Task to carry out: Retype each line exactly. Skip images.

Dataset section:
— BEGIN —

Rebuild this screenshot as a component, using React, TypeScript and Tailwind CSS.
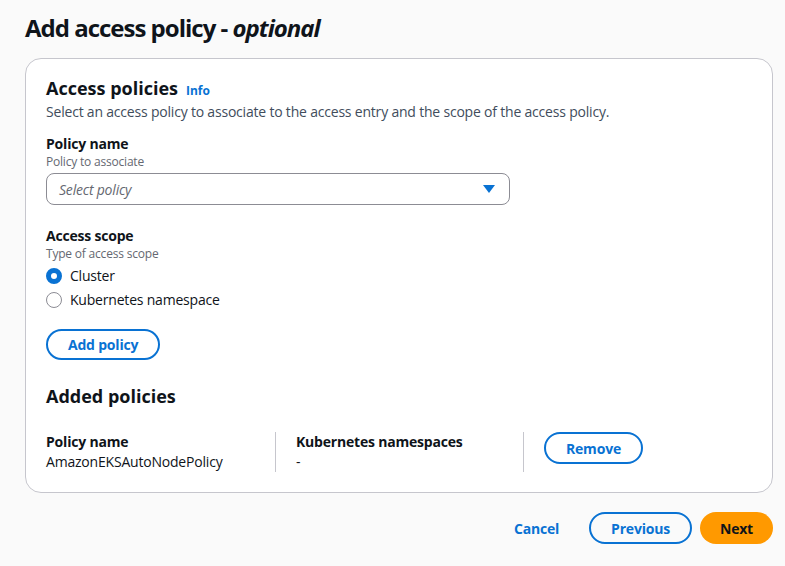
import React from "react";

const font = { fontFamily: '"Open Sans", "Noto Sans", Arial, sans-serif' };

function Radio({ checked, label }: { checked?: boolean; label: string }) {
  return (
    <div className="flex items-center gap-[8px] h-[20px]">
      {checked ? (
        <span className="w-[16px] h-[16px] rounded-full border-[5px] border-[#0972d3] bg-white" />
      ) : (
        <span className="w-[16px] h-[16px] rounded-full border-[1.5px] border-[#8c8c94] bg-white" />
      )}
      <span className="text-[14px] leading-[20px] text-[#0f141a]">{label}</span>
    </div>
  );
}

export default function App() {
  return (
    <div className="min-h-screen bg-[#fafafa] text-[#0f141a] tracking-[-0.2px]" style={font}>
      <div className="ml-[25px] w-[748px] pt-[13px] pb-[20px]">
        <h1 className="text-[24px] leading-[30px] font-bold tracking-[-1px]">
          Add access policy - <span className="italic">optional</span>
        </h1>

        <div className="mt-[15px] bg-white border border-[#c6c6cd] rounded-[16px] px-[20px] pt-[17px] pb-[20px]">
          <div className="flex items-baseline gap-[8px]">
            <h2 className="text-[18px] leading-[24px] font-bold tracking-normal">Access policies</h2>
            <a className="text-[12px] font-bold text-[#0972d3] tracking-normal">Info</a>
          </div>
          <p className="mt-[2px] text-[14px] leading-[20px] text-[#414d5c]">
            Select an access policy to associate to the access entry and the scope of the access policy.
          </p>

          <div className="mt-[12px] text-[14px] leading-[20px] font-bold">Policy name</div>
          <div className="text-[12px] leading-[16px] text-[#656871]">Policy to associate</div>
          <div className="mt-[3px] w-[464px] h-[32px] border border-[#8c8c94] rounded-[8px] flex items-center justify-between pl-[12px] pr-[14px]">
            <span className="text-[14px] italic text-[#656871]">Select policy</span>
            <svg width="12" height="8" viewBox="0 0 12 8">
              <polygon points="0,0 12,0 6,8" fill="#0972d3" />
            </svg>
          </div>

          <div className="mt-[21px] text-[14px] leading-[20px] font-bold">Access scope</div>
          <div className="text-[12px] leading-[16px] text-[#656871]">Type of access scope</div>
          <div className="mt-[4px] flex flex-col gap-[4px]">
            <Radio checked label="Cluster" />
            <Radio label="Kubernetes namespace" />
          </div>

          <button className="mt-[19px] h-[31px] px-[20px] rounded-full border-2 border-[#0972d3] text-[#0972d3] text-[14px] font-bold">
            Add policy
          </button>

          <h2 className="mt-[24px] text-[18px] leading-[24px] font-bold tracking-normal">Added policies</h2>

          <div className="mt-[24px] flex">
            <div className="w-[229px]">
              <div className="text-[14px] leading-[20px] font-bold">Policy name</div>
              <div className="text-[14px] leading-[20px]">AmazonEKSAutoNodePolicy</div>
            </div>
            <div className="w-[248px] border-l border-[#c6c6cd] pl-[20px]">
              <div className="text-[14px] leading-[20px] font-bold">Kubernetes namespaces</div>
              <div className="text-[14px] leading-[20px]">-</div>
            </div>
            <div className="border-l border-[#c6c6cd] pl-[20px]">
              <button className="h-[32px] px-[20px] rounded-full border-2 border-[#0972d3] text-[#0972d3] text-[14px] font-bold">
                Remove
              </button>
            </div>
          </div>
        </div>

        <div className="mt-[19px] flex justify-end items-center gap-[8px]">
          <button className="h-[32px] px-[20px] mr-[2px] text-[#0972d3] text-[14px] font-bold">Cancel</button>
          <button className="h-[32px] px-[20px] rounded-full border-2 border-[#0972d3] text-[#0972d3] text-[14px] font-bold">
            Previous
          </button>
          <button className="h-[32px] px-[20px] rounded-full bg-[#ff9900] text-[#0f141a] text-[14px] font-bold">
            Next
          </button>
        </div>
      </div>
    </div>
  );
}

— END —

Finished task:
Rebuild this screenshot as a component, using React, TypeScript and Tailwind CSS.
import React from "react";

const font = { fontFamily: '"Open Sans", "Noto Sans", Arial, sans-serif' };

function Radio({ checked, label }: { checked?: boolean; label: string }) {
  return (
    <div className="flex items-center gap-[8px] h-[20px]">
      {checked ? (
        <span className="w-[16px] h-[16px] rounded-full border-[5px] border-[#0972d3] bg-white" />
      ) : (
        <span className="w-[16px] h-[16px] rounded-full border-[1.5px] border-[#8c8c94] bg-white" />
      )}
      <span className="text-[14px] leading-[20px] text-[#0f141a]">{label}</span>
    </div>
  );
}

export default function App() {
  return (
    <div className="min-h-screen bg-[#fafafa] text-[#0f141a] tracking-[-0.2px]" style={font}>
      <div className="ml-[25px] w-[748px] pt-[13px] pb-[20px]">
        <h1 className="text-[24px] leading-[30px] font-bold tracking-[-1px]">
          Add access policy - <span className="italic">optional</span>
        </h1>

        <div className="mt-[15px] bg-white border border-[#c6c6cd] rounded-[16px] px-[20px] pt-[17px] pb-[20px]">
          <div className="flex items-baseline gap-[8px]">
            <h2 className="text-[18px] leading-[24px] font-bold tracking-normal">Access policies</h2>
            <a className="text-[12px] font-bold text-[#0972d3] tracking-normal">Info</a>
          </div>
          <p className="mt-[2px] text-[14px] leading-[20px] text-[#414d5c]">
            Select an access policy to associate to the access entry and the scope of the access policy.
          </p>

          <div className="mt-[12px] text-[14px] leading-[20px] font-bold">Policy name</div>
          <div className="text-[12px] leading-[16px] text-[#656871]">Policy to associate</div>
          <div className="mt-[3px] w-[464px] h-[32px] border border-[#8c8c94] rounded-[8px] flex items-center justify-between pl-[12px] pr-[14px]">
            <span className="text-[14px] italic text-[#656871]">Select policy</span>
            <svg width="12" height="8" viewBox="0 0 12 8">
              <polygon points="0,0 12,0 6,8" fill="#0972d3" />
            </svg>
          </div>

          <div className="mt-[21px] text-[14px] leading-[20px] font-bold">Access scope</div>
          <div className="text-[12px] leading-[16px] text-[#656871]">Type of access scope</div>
          <div className="mt-[4px] flex flex-col gap-[4px]">
            <Radio checked label="Cluster" />
            <Radio label="Kubernetes namespace" />
          </div>

          <button className="mt-[19px] h-[31px] px-[20px] rounded-full border-2 border-[#0972d3] text-[#0972d3] text-[14px] font-bold">
            Add policy
          </button>

          <h2 className="mt-[24px] text-[18px] leading-[24px] font-bold tracking-normal">Added policies</h2>

          <div className="mt-[24px] flex">
            <div className="w-[229px]">
              <div className="text-[14px] leading-[20px] font-bold">Policy name</div>
              <div className="text-[14px] leading-[20px]">AmazonEKSAutoNodePolicy</div>
            </div>
            <div className="w-[248px] border-l border-[#c6c6cd] pl-[20px]">
              <div className="text-[14px] leading-[20px] font-bold">Kubernetes namespaces</div>
              <div className="text-[14px] leading-[20px]">-</div>
            </div>
            <div className="border-l border-[#c6c6cd] pl-[20px]">
              <button className="h-[32px] px-[20px] rounded-full border-2 border-[#0972d3] text-[#0972d3] text-[14px] font-bold">
                Remove
              </button>
            </div>
          </div>
        </div>

        <div className="mt-[19px] flex justify-end items-center gap-[8px]">
          <button className="h-[32px] px-[20px] mr-[2px] text-[#0972d3] text-[14px] font-bold">Cancel</button>
          <button className="h-[32px] px-[20px] rounded-full border-2 border-[#0972d3] text-[#0972d3] text-[14px] font-bold">
            Previous
          </button>
          <button className="h-[32px] px-[20px] rounded-full bg-[#ff9900] text-[#0f141a] text-[14px] font-bold">
            Next
          </button>
        </div>
      </div>
    </div>
  );
}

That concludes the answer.